My family got me a new laptop for christmas. Let me start by saying i've never been impressed with Dell before, but this laptop (Inspiron 1750) is actually pretty nice. The only issue i have with it, is with the video card, or "adapter" since it isn't exactly a "card". It's of the Intel 4 Series Express Chipset Family. It has no dedicated memory, it uses the system RAM, and seeing as I'm running Vista until I can upgrade to 7, i need all the RAM I can get. I'm planning on upgrading from the 4 gigs I have, to the maximum 8 gigs my laptop can support. But I also wanted to upgrade the video adapter. I understand this adapter is onboard, therefore i can't simply take it out and replace it. Is it possible to replace the motherboard with one with another onboard adapter like ATI or Nvidea? Is there any way upgrade my graphics adapter at all? Help would be much appreciated, thank you.


----------



## Phædrus241 (Mar 28, 2009)

Laptop graphics cards are usually non-upgradeable. If yours is one of the few models that is, it will be quite expensive (probably ~$100 for a low-end dedicated GPU and $150+ for installation). Don't know what to say.


----------



## BCCOMP (Jul 9, 2007)

Just to add if you wish to use 8GB of memory you will need a 64bit OS.
A 32bit OS will only "see" about 3.5GB.

I do not believe you have a removable video card, so replacing the card will not be an option. The cost of a "new" motherboard with the ATI card (Only other option you will have) would be the cost of another new laptop.


----------



## CPepper (Dec 26, 2009)

Yeah i'm running a 64 bit version of Vista, and as soon as I go back to school i'll be able to get my hands on 7. Considering i'm using this below par video card, will upgrading my ram show much more performance in my games? I'll be upgrading regardless, i was just wondering if it will make a difference. Right now i have to run everything on low with a horrible looking resolution to even run Borderlands.


----------



## Phædrus241 (Mar 28, 2009)

RAM won't improve that at all; 4GB is the most any gaming machine needs at the moment. The problem is the video card, and that's non-upgradeable.

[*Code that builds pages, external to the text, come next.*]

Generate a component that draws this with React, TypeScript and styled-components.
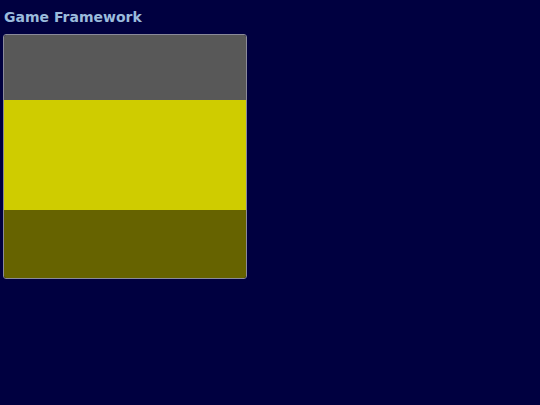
import { createGlobalStyle, styled } from "styled-components";

const GlobalStyle = createGlobalStyle`
  html, body {
    margin: 0;
    padding: 0;
    background: #000040;
  }
  body {
    font-family: "DejaVu Sans", sans-serif;
  }
`;

const Page = styled.div`
  padding: 9px 3px;
`;

const Title = styled.h1`
  margin: 0 0 8px 1px;
  font-size: 14px;
  line-height: 17px;
  font-weight: bold;
  color: #9bbbdc;
`;

const Board = styled.div`
  width: 242px;
  display: flex;
  flex-direction: column;
  border: 1px solid #8a8a9a;
  border-radius: 3px;
  overflow: hidden;
`;

const Band = styled.div<{ $color: string; $height: number }>`
  height: ${(p) => p.$height}px;
  background: ${(p) => p.$color};
`;

function App() {
  return (
    <Page>
      <GlobalStyle />
      <Title>Game Framework</Title>
      <Board>
        <Band $color="#585858" $height={65} />
        <Band $color="#cfcc00" $height={110} />
        <Band $color="#666300" $height={68} />
      </Board>
    </Page>
  );
}

export default App;
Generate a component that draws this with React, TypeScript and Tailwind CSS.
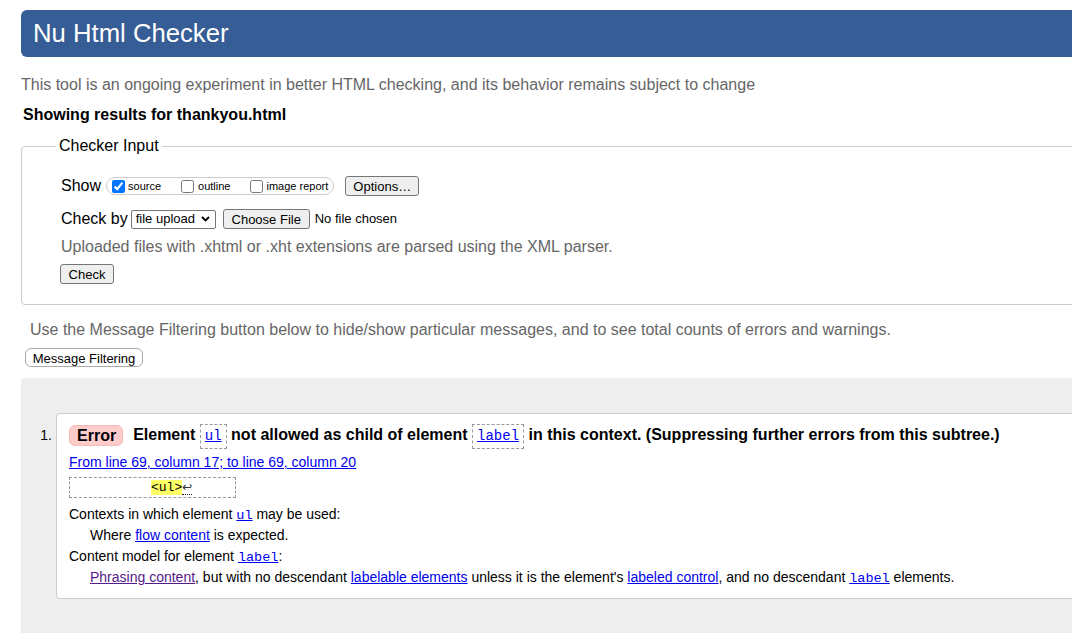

If you want to game it's best to go with a desktop. Laptops are good for convenience and portability. Gaming; not so much.


----------



## BCCOMP (Jul 9, 2007)

Agreed, unless the laptop has a memory dedicated video card (atleast 512MB) which in your case it does not. Most laptops, unless you go with high end models like Alienware or Dell XPS among others are not gaming machines.

Bill


----------



## Phædrus241 (Mar 28, 2009)

Occasionally you can find mid-range laptops in the $600-800 range that have low-to-midrange graphics cards capable of playing games on medium settings, like the Radeon 4650. But unless you get a gaming laptop (the cheapest of which generally run $900) you're not going to be seeing anything like decent performance. And those high-end laptops tend to have overheating problems, short battery lives, and weigh a ton. More a portable desktop than a laptop.


----------